Ian Spanier: I love shooting portraits. Conveying someone’s story in an image is challenging, rewarding, and the psychology behind it fulfills so much for me. One of the aspects that deterred me from wanting a career in photography at the start was the idea I would be sacrificing “my way” of seeing the world to satisfy a commercial world. Many years I floated unsure of what “my thing” was. Eventually, I figured out that I was being hired to shoot what I do, and to have confidence in “my view” for those that hire me. It wasn’t until I discovered that about myself that I realized I’ve always been drawn to a style of commercial work not unlike what I shoot. Partly as that became my training, and looking back- it was most often the photography I responded to back in college. Namely, portraits that told a story, beyond words, or when in conjunction with words became that much more powerful. My big influences being Avedon, Irving Penn, Brassai, Weegee, Dorthea Lange, Harry Benson, Edward Steichen, Albert Watson.

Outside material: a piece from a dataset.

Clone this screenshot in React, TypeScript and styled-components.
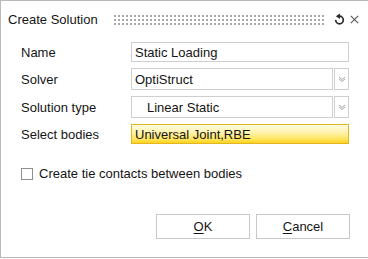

My personal work has always been connected to my commercial work as Unchained, I can do what I want creatively…as I learned, creatives who hire me have often asked me to mimic that style for them. This was an important lesson on the power and necessity for photographers to exercise their creative process and have personal projects. This has been a big part of my philosophy about photography as a career. It’s ever-evolving- if you allow it to be. I am never satisfied doing the same thing over and over and expecting things to change- that’s the definition of insanity. I prefer Darwin, evolution.